PROBLEM DESCRIPTION:
Transcribe the material word for word, but without the images.
BEGIN SOURCE DATA
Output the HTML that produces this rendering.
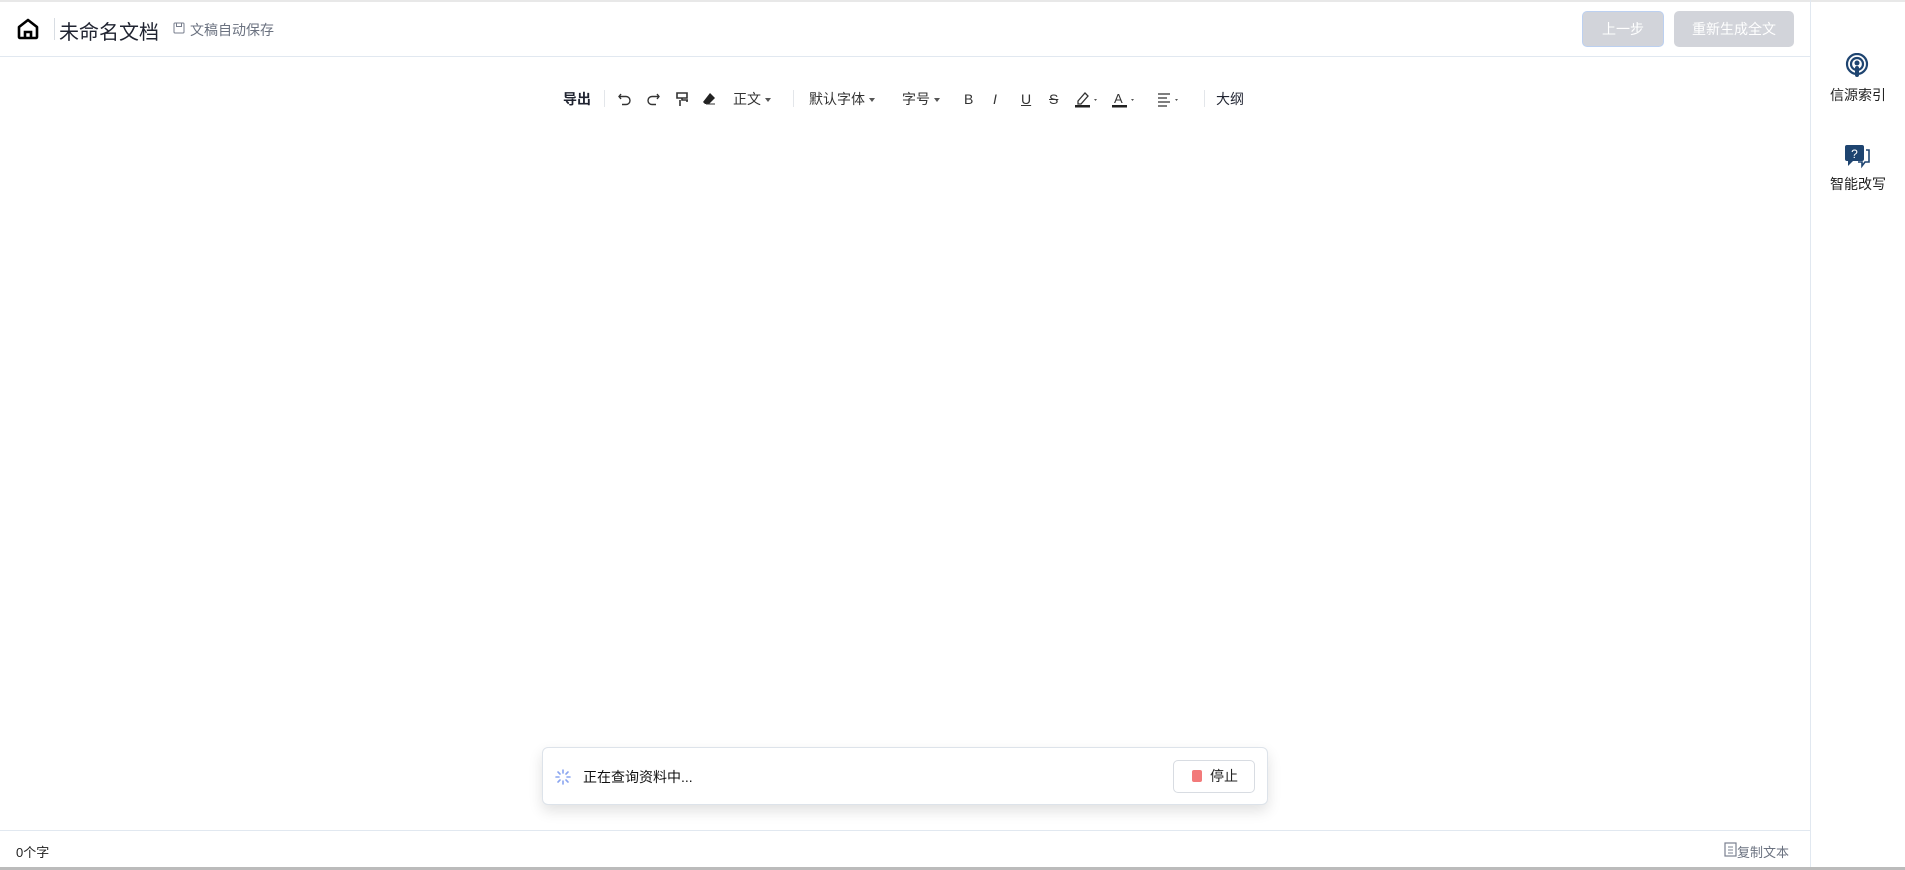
<!DOCTYPE html>
<html><head><meta charset="utf-8"><style>
*{margin:0;padding:0;box-sizing:border-box}
body{width:1905px;height:870px;background:#fff;font-family:"Liberation Sans","Noto Sans CJK SC",sans-serif;position:relative;overflow:hidden;color:#222}
.a{position:absolute;white-space:nowrap}
.tb{top:89px;font-size:14px;color:#333;line-height:20px}
.car{display:inline-block;width:0;height:0;border-left:3px solid transparent;border-right:3px solid transparent;border-top:4px solid #555;vertical-align:middle;margin-left:4px}
.sep{position:absolute;top:90px;width:1px;height:17px;background:#e3e6ea}
</style></head><body>
<div class="a" style="left:0;top:0;width:1905px;height:2px;background:#e8e8e8"></div>
<!-- header -->
<svg class="a" style="left:16px;top:17px" width="24" height="24" viewBox="0 0 24 24"><path d="M3 10L12 3l9 7v10a1 1 0 0 1-1 1H4a1 1 0 0 1-1-1z" fill="none" stroke="#000" stroke-width="2.6" stroke-linejoin="round"/><path d="M9 21v-6h6v6" fill="none" stroke="#000" stroke-width="2.6"/></svg>
<div class="a" style="left:54px;top:18px;width:1px;height:22px;background:#d8dde3"></div>
<div class="a" style="left:59px;top:16px;font-size:20px;color:#1f2330">未命名文档</div>
<svg class="a" style="left:173px;top:22px" width="12" height="12" viewBox="0 0 12 12"><rect x="1" y="1" width="10" height="10" rx="1" fill="none" stroke="#777d8c"/><rect x="3.5" y="1" width="5" height="3.5" fill="none" stroke="#777d8c"/></svg>
<div class="a" style="left:190px;top:20px;font-size:14px;color:#6b7280">文稿自动保存</div>
<div class="a" style="left:1582px;top:11px;width:82px;height:36px;background:#d2d4da;border:1px solid #bcd0f0;border-radius:5px;color:#fff;font-size:14px;text-align:center;line-height:34px">上一步</div>
<div class="a" style="left:1674px;top:11px;width:120px;height:36px;background:#d2d4da;border-radius:5px;color:#fff;font-size:14px;text-align:center;line-height:36px">重新生成全文</div>
<div class="a" style="left:0;top:56px;width:1810px;height:1px;background:#e1e8f0"></div>
<!-- sidebar -->
<div class="a" style="left:1810px;top:0;width:1px;height:870px;background:#e1e8f0"></div>
<svg class="a" style="left:1845px;top:53px" width="24" height="26" viewBox="0 0 24 26"><circle cx="12" cy="11" r="10" fill="none" stroke="#1e4470" stroke-width="2.2"/><circle cx="12" cy="11" r="6" fill="none" stroke="#1e4470" stroke-width="2.2"/><circle cx="12" cy="10" r="2.5" fill="#1e4470"/><rect x="10" y="13" width="4" height="11" rx="2" fill="#1e4470"/></svg>
<div class="a" style="left:1830px;top:85px;font-size:14px;color:#222">信源索引</div>
<svg class="a" style="left:1844px;top:144px" width="28" height="26" viewBox="0 0 28 26"><rect x="1" y="1" width="19" height="16" rx="2" fill="#1e4470"/><path d="M4 17v5l5-5z" fill="#1e4470"/><text x="10.5" y="14" font-size="12" fill="#fff" text-anchor="middle" font-family="Liberation Sans">?</text><path d="M22 6h3v12h-4l-3 4v-4h-4" fill="none" stroke="#1e4470" stroke-width="1.6"/></svg>
<div class="a" style="left:1830px;top:174px;font-size:14px;color:#222">智能改写</div>
<!-- toolbar -->
<div class="a tb" style="left:563px;font-weight:bold;color:#1f2330">导出</div>
<div class="sep" style="left:604px"></div>
<svg class="a" style="left:617px;top:91px" width="16" height="16" viewBox="0 0 16 16"><path d="M4 3L2 5.5 4 8M2 5.5h7a4 4 0 0 1 0 8H5" fill="none" stroke="#333" stroke-width="1.4"/></svg>
<svg class="a" style="left:645px;top:91px" width="16" height="16" viewBox="0 0 16 16"><path d="M12 3l2 2.5L12 8M14 5.5H7a4 4 0 0 0 0 8h4" fill="none" stroke="#333" stroke-width="1.4"/></svg>
<svg class="a" style="left:675px;top:91px" width="15" height="16" viewBox="0 0 15 16"><path d="M2 2h10v5H2zM7 7v2h6M12 9v2M5 9v6" fill="none" stroke="#333" stroke-width="1.6"/></svg>
<svg class="a" style="left:701px;top:91px" width="16" height="16" viewBox="0 0 16 16"><path d="M9 2l5 5-6 6H4l-2-2z" fill="#222"/><path d="M5 13h9" stroke="#333"/></svg>
<div class="a tb" style="left:733px">正文<span class="car"></span></div>
<div class="sep" style="left:793px"></div>
<div class="a tb" style="left:809px">默认字体<span class="car"></span></div>
<div class="a tb" style="left:902px">字号<span class="car"></span></div>
<div class="a tb" style="left:964px;font-size:14px">B</div>
<div class="a tb" style="left:993px;font-style:italic">I</div>
<div class="a tb" style="left:1021px;text-decoration:underline">U</div>
<div class="a tb" style="left:1049px;text-decoration:line-through">S</div>
<svg class="a" style="left:1074px;top:90px" width="28" height="18" viewBox="0 0 28 18"><path d="M4 11l7-8 3 3-7 8H4z" fill="none" stroke="#333" stroke-width="1.3"/><rect x="1" y="15" width="15" height="2.5" fill="#222"/><path d="M20 9l3 0-1.5 2z" fill="#555"/></svg>
<svg class="a" style="left:1111px;top:90px" width="28" height="18" viewBox="0 0 28 18"><text x="3" y="13" font-size="13" fill="#333" font-family="Liberation Sans">A</text><rect x="1" y="15" width="15" height="2.5" fill="#222"/><path d="M20 9l3 0-1.5 2z" fill="#555"/></svg>
<svg class="a" style="left:1156px;top:90px" width="28" height="18" viewBox="0 0 28 18"><path d="M2 4h12M2 8h9M2 12h12M2 16h9" stroke="#333" stroke-width="1.3"/><path d="M19 9l3 0-1.5 2z" fill="#555"/></svg>
<div class="sep" style="left:1204px"></div>
<div class="a tb" style="left:1216px;color:#1f2330">大纲</div>
<!-- popup -->
<div class="a" style="left:542px;top:747px;width:726px;height:58px;border:1px solid #dde3ea;border-radius:6px;background:#fff;box-shadow:0 6px 14px rgba(0,0,0,.12)"></div>
<svg class="a" style="left:555px;top:769px" width="16" height="16" viewBox="0 0 16 16" stroke="#8aa5f0" stroke-width="1.6" stroke-linecap="round"><path d="M8 1v3M8 12v3M1 8h3M12 8h3M3 3l2 2M11 11l2 2M13 3l-2 2M5 11l-2 2"/></svg>
<div class="a" style="left:583px;top:767px;font-size:14px;color:#111">正在查询资料中...</div>
<div class="a" style="left:1173px;top:760px;width:82px;height:33px;border:1px solid #d8dce2;border-radius:5px;font-size:14px;line-height:31px;padding-left:36px;color:#222">停止</div>
<div class="a" style="left:1192px;top:770px;width:10px;height:12px;border-radius:2px;background:#f27a7a"></div>
<!-- footer -->
<div class="a" style="left:0;top:830px;width:1810px;height:1px;background:#e1e8f0"></div>
<div class="a" style="left:16px;top:842px;font-size:13px;color:#222">0个字</div>
<svg class="a" style="left:1723px;top:842px" width="14" height="15" viewBox="0 0 14 15"><rect x="2" y="1" width="11" height="13" fill="none" stroke="#7a8090" stroke-width="1.2"/><path d="M5 5h5M5 8h5M5 11h5" stroke="#7a8090"/></svg>
<div class="a" style="left:1737px;top:842px;font-size:13px;color:#6b7280">复制文本</div>
<div class="a" style="left:0;top:867px;width:1905px;height:3px;background:#bbb"></div>
</body></html>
END SOURCE DATA
CORRECT OUTPUT:
Output the HTML that produces this rendering.
<!DOCTYPE html>
<html><head><meta charset="utf-8"><style>
*{margin:0;padding:0;box-sizing:border-box}
body{width:1905px;height:870px;background:#fff;font-family:"Liberation Sans","Noto Sans CJK SC",sans-serif;position:relative;overflow:hidden;color:#222}
.a{position:absolute;white-space:nowrap}
.tb{top:89px;font-size:14px;color:#333;line-height:20px}
.car{display:inline-block;width:0;height:0;border-left:3px solid transparent;border-right:3px solid transparent;border-top:4px solid #555;vertical-align:middle;margin-left:4px}
.sep{position:absolute;top:90px;width:1px;height:17px;background:#e3e6ea}
</style></head><body>
<div class="a" style="left:0;top:0;width:1905px;height:2px;background:#e8e8e8"></div>
<!-- header -->
<svg class="a" style="left:16px;top:17px" width="24" height="24" viewBox="0 0 24 24"><path d="M3 10L12 3l9 7v10a1 1 0 0 1-1 1H4a1 1 0 0 1-1-1z" fill="none" stroke="#000" stroke-width="2.6" stroke-linejoin="round"/><path d="M9 21v-6h6v6" fill="none" stroke="#000" stroke-width="2.6"/></svg>
<div class="a" style="left:54px;top:18px;width:1px;height:22px;background:#d8dde3"></div>
<div class="a" style="left:59px;top:16px;font-size:20px;color:#1f2330">未命名文档</div>
<svg class="a" style="left:173px;top:22px" width="12" height="12" viewBox="0 0 12 12"><rect x="1" y="1" width="10" height="10" rx="1" fill="none" stroke="#777d8c"/><rect x="3.5" y="1" width="5" height="3.5" fill="none" stroke="#777d8c"/></svg>
<div class="a" style="left:190px;top:20px;font-size:14px;color:#6b7280">文稿自动保存</div>
<div class="a" style="left:1582px;top:11px;width:82px;height:36px;background:#d2d4da;border:1px solid #bcd0f0;border-radius:5px;color:#fff;font-size:14px;text-align:center;line-height:34px">上一步</div>
<div class="a" style="left:1674px;top:11px;width:120px;height:36px;background:#d2d4da;border-radius:5px;color:#fff;font-size:14px;text-align:center;line-height:36px">重新生成全文</div>
<div class="a" style="left:0;top:56px;width:1810px;height:1px;background:#e1e8f0"></div>
<!-- sidebar -->
<div class="a" style="left:1810px;top:0;width:1px;height:870px;background:#e1e8f0"></div>
<svg class="a" style="left:1845px;top:53px" width="24" height="26" viewBox="0 0 24 26"><circle cx="12" cy="11" r="10" fill="none" stroke="#1e4470" stroke-width="2.2"/><circle cx="12" cy="11" r="6" fill="none" stroke="#1e4470" stroke-width="2.2"/><circle cx="12" cy="10" r="2.5" fill="#1e4470"/><rect x="10" y="13" width="4" height="11" rx="2" fill="#1e4470"/></svg>
<div class="a" style="left:1830px;top:85px;font-size:14px;color:#222">信源索引</div>
<svg class="a" style="left:1844px;top:144px" width="28" height="26" viewBox="0 0 28 26"><rect x="1" y="1" width="19" height="16" rx="2" fill="#1e4470"/><path d="M4 17v5l5-5z" fill="#1e4470"/><text x="10.5" y="14" font-size="12" fill="#fff" text-anchor="middle" font-family="Liberation Sans">?</text><path d="M22 6h3v12h-4l-3 4v-4h-4" fill="none" stroke="#1e4470" stroke-width="1.6"/></svg>
<div class="a" style="left:1830px;top:174px;font-size:14px;color:#222">智能改写</div>
<!-- toolbar -->
<div class="a tb" style="left:563px;font-weight:bold;color:#1f2330">导出</div>
<div class="sep" style="left:604px"></div>
<svg class="a" style="left:617px;top:91px" width="16" height="16" viewBox="0 0 16 16"><path d="M4 3L2 5.5 4 8M2 5.5h7a4 4 0 0 1 0 8H5" fill="none" stroke="#333" stroke-width="1.4"/></svg>
<svg class="a" style="left:645px;top:91px" width="16" height="16" viewBox="0 0 16 16"><path d="M12 3l2 2.5L12 8M14 5.5H7a4 4 0 0 0 0 8h4" fill="none" stroke="#333" stroke-width="1.4"/></svg>
<svg class="a" style="left:675px;top:91px" width="15" height="16" viewBox="0 0 15 16"><path d="M2 2h10v5H2zM7 7v2h6M12 9v2M5 9v6" fill="none" stroke="#333" stroke-width="1.6"/></svg>
<svg class="a" style="left:701px;top:91px" width="16" height="16" viewBox="0 0 16 16"><path d="M9 2l5 5-6 6H4l-2-2z" fill="#222"/><path d="M5 13h9" stroke="#333"/></svg>
<div class="a tb" style="left:733px">正文<span class="car"></span></div>
<div class="sep" style="left:793px"></div>
<div class="a tb" style="left:809px">默认字体<span class="car"></span></div>
<div class="a tb" style="left:902px">字号<span class="car"></span></div>
<div class="a tb" style="left:964px;font-size:14px">B</div>
<div class="a tb" style="left:993px;font-style:italic">I</div>
<div class="a tb" style="left:1021px;text-decoration:underline">U</div>
<div class="a tb" style="left:1049px;text-decoration:line-through">S</div>
<svg class="a" style="left:1074px;top:90px" width="28" height="18" viewBox="0 0 28 18"><path d="M4 11l7-8 3 3-7 8H4z" fill="none" stroke="#333" stroke-width="1.3"/><rect x="1" y="15" width="15" height="2.5" fill="#222"/><path d="M20 9l3 0-1.5 2z" fill="#555"/></svg>
<svg class="a" style="left:1111px;top:90px" width="28" height="18" viewBox="0 0 28 18"><text x="3" y="13" font-size="13" fill="#333" font-family="Liberation Sans">A</text><rect x="1" y="15" width="15" height="2.5" fill="#222"/><path d="M20 9l3 0-1.5 2z" fill="#555"/></svg>
<svg class="a" style="left:1156px;top:90px" width="28" height="18" viewBox="0 0 28 18"><path d="M2 4h12M2 8h9M2 12h12M2 16h9" stroke="#333" stroke-width="1.3"/><path d="M19 9l3 0-1.5 2z" fill="#555"/></svg>
<div class="sep" style="left:1204px"></div>
<div class="a tb" style="left:1216px;color:#1f2330">大纲</div>
<!-- popup -->
<div class="a" style="left:542px;top:747px;width:726px;height:58px;border:1px solid #dde3ea;border-radius:6px;background:#fff;box-shadow:0 6px 14px rgba(0,0,0,.12)"></div>
<svg class="a" style="left:555px;top:769px" width="16" height="16" viewBox="0 0 16 16" stroke="#8aa5f0" stroke-width="1.6" stroke-linecap="round"><path d="M8 1v3M8 12v3M1 8h3M12 8h3M3 3l2 2M11 11l2 2M13 3l-2 2M5 11l-2 2"/></svg>
<div class="a" style="left:583px;top:767px;font-size:14px;color:#111">正在查询资料中...</div>
<div class="a" style="left:1173px;top:760px;width:82px;height:33px;border:1px solid #d8dce2;border-radius:5px;font-size:14px;line-height:31px;padding-left:36px;color:#222">停止</div>
<div class="a" style="left:1192px;top:770px;width:10px;height:12px;border-radius:2px;background:#f27a7a"></div>
<!-- footer -->
<div class="a" style="left:0;top:830px;width:1810px;height:1px;background:#e1e8f0"></div>
<div class="a" style="left:16px;top:842px;font-size:13px;color:#222">0个字</div>
<svg class="a" style="left:1723px;top:842px" width="14" height="15" viewBox="0 0 14 15"><rect x="2" y="1" width="11" height="13" fill="none" stroke="#7a8090" stroke-width="1.2"/><path d="M5 5h5M5 8h5M5 11h5" stroke="#7a8090"/></svg>
<div class="a" style="left:1737px;top:842px;font-size:13px;color:#6b7280">复制文本</div>
<div class="a" style="left:0;top:867px;width:1905px;height:3px;background:#bbb"></div>
</body></html>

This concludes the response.